Supposing that humans have free will, that humans are fundamentally organic machines, and that there exist life forms which are too simplistic to have a free will, what is the minimum amount of complexity of the living mechanism necessary to support free will? Is there a discrete cutoff where one molecule is the difference between a sentient being and a automaton? Or, is there a veritable continuum between the two where increasing complexity supports increasing freeness of will. If so, what is partial free will? Or is it only the depth of the illusion of free will which varies with biocomplexity?Or, is free will built into the level of proteins and we are simply incapable of observing it? This seems pretty far fetched.

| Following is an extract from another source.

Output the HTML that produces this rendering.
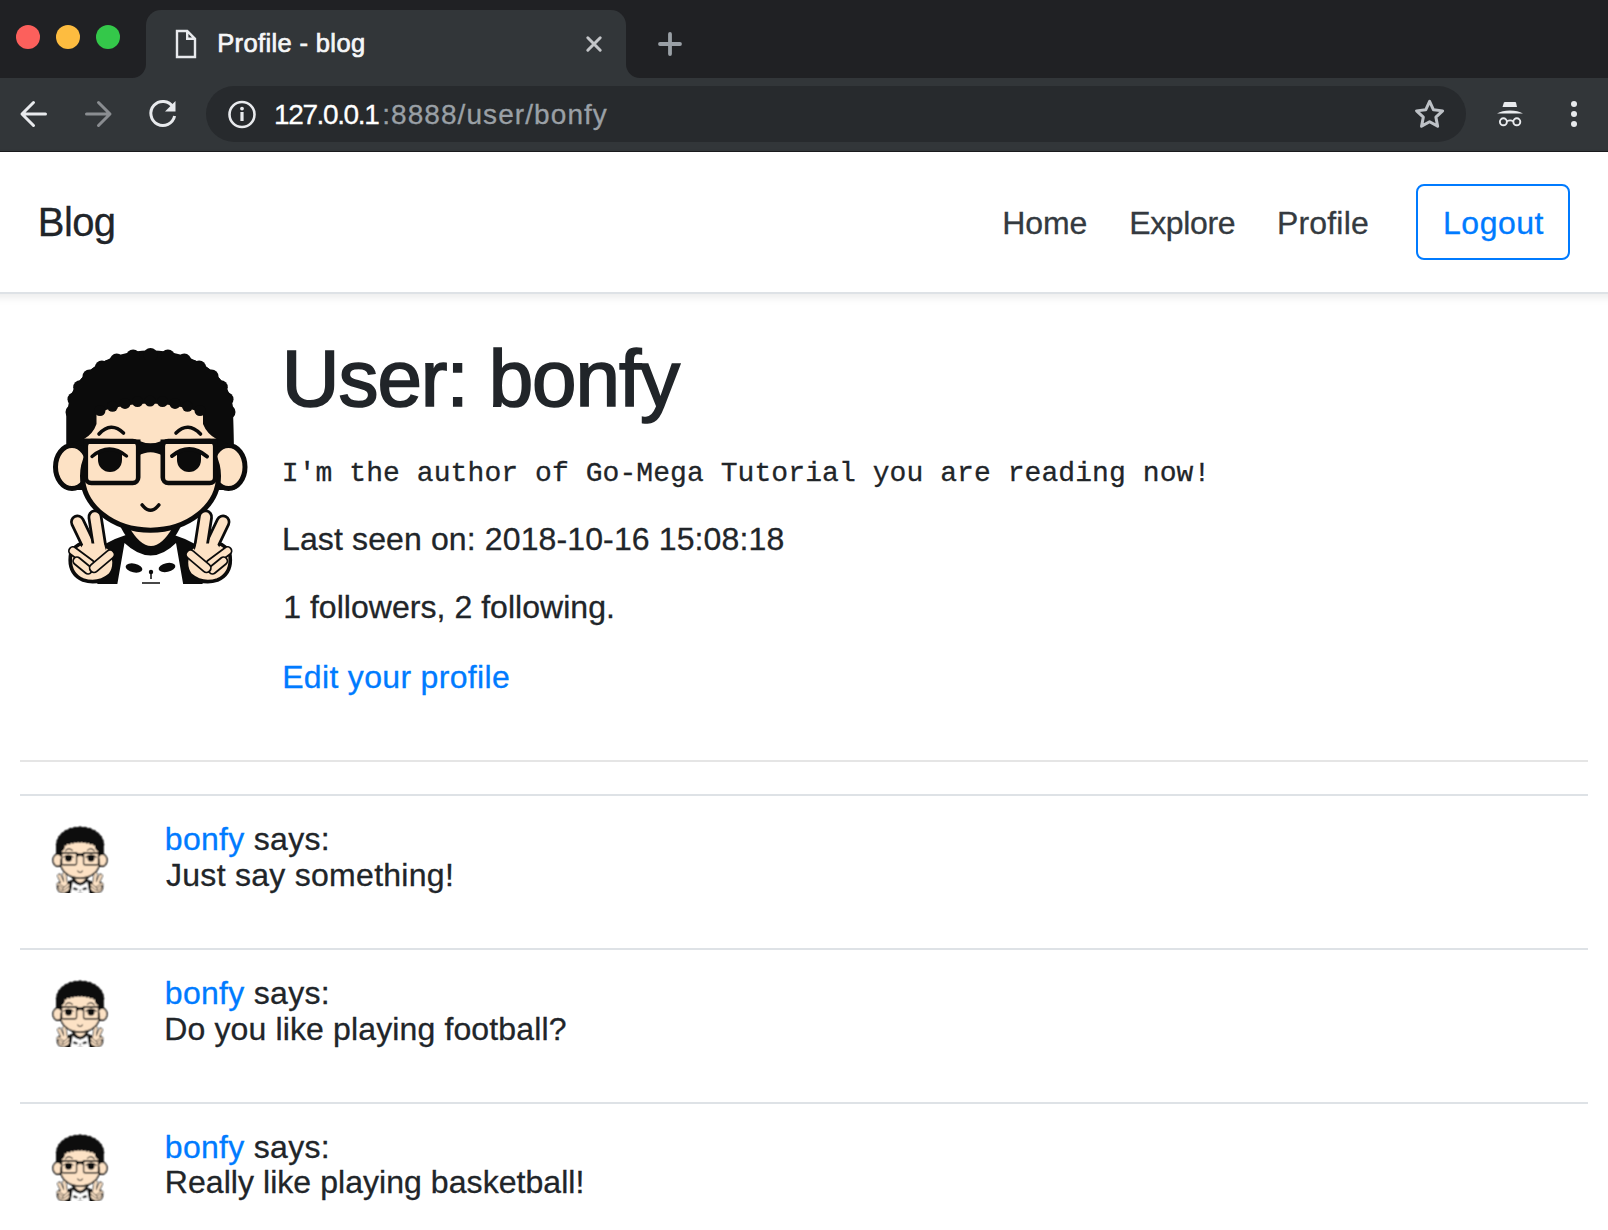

Maybe free will is just how we perceive the law of averages. The superposition of many random or individually unresolvable phenomena, when taken together, appears as a distinct entity. Simple organisms may not have a sufficient number of processes to form a cleanly observable image of sentience. What if the ghost in the machine is ultimately statistical?

Well, that's enough babble from me.

Rufus said...

"What if the ghost in the machine is ultimately statistical?"

I think that's where a lot of thought on the subject is going. The real argument for free will is that it seems to coincide with our experiences. But, unfortunately, that's still a pretty thin reed to hang your hat on.

Greg von Winckel said...

It makes "Extraordinary Popular Delusions and the Madness of Crowds" seem less extraordinary.

Rufus said...

I guess you'd be the one to ask this though: Is the clockwork model of the universe accurate? Wasn't the point of the 20th century Weirdo Physics (my term) that the physical laws are more like guidelines? Or is that wrong too?

Greg von Winckel said...

Bonus points for a PotC reference. I am not sure if the answer to your question about whether the universe fundamentally behaves according to deterministic laws is known. It is this sort of head-scratcher that made me go into mathematics instead of physics.

You have reminded me though, that I discovered an interesting result just recently. As I may have mentioned, I am working on developing optimal control methods for quantum mechanical problems. In particular, the current problem involves separating a single blob of Bose-Einstein Condensate into two distinct blobs with a time-varying magnetic field as the control mechanism. To do this we set the initial and target (final) probability distributions for the particles and then solve for the time evolution of the system with various functions modulating the magnetic field to find the function which best gives the desired "two lump" behavior at the end of the control interval. I discovered that when you decided that the global phase of the condensate is irrelevant, that there are a plethora of suitable control functions which bring the initial state to the desired, final, state. (Plot)

http://i100.photobucket.com/albums/m23/Oroboros/bec16d.jpg

What is especially interesting to me about this is that to reach the target state, there is a much wider range of acceptable solution curves near the beginning of the simulation (the curve must start at 0 and end at 1) whereas the distribution of curves is much narrower at the end time. Translation: The present is more particularly dependent on the recent past than it is on the distant past. Of course, we can observe this phenomenon in everyday life, but I know of no specific quantum level theory which says that it should be the case.

Greg von Winckel said...

That link did not quite work, it should finish with

Oroboros/bec16d.jpg

Rufus said...

I once sat down and charted out all of the decisions I had made during the day that had led me to the present moment. Basically, I drew out all of the other possible choices as points and lines. Anyway, what I ended up with was a single present point at the end of a branching root-like structure that became very wide and diverse as you moved back in time. So it definitely is observable in everyday life.

Greg von Winckel said...

Sure, so what the hell does that mean that it occurs on the level of particles? There is something hidden in the Schrödinger equation that produces this behavior.

Rufus said...

It's a tough one, isn't it? Any hypothesis that I could come up with would sound completely bat shit.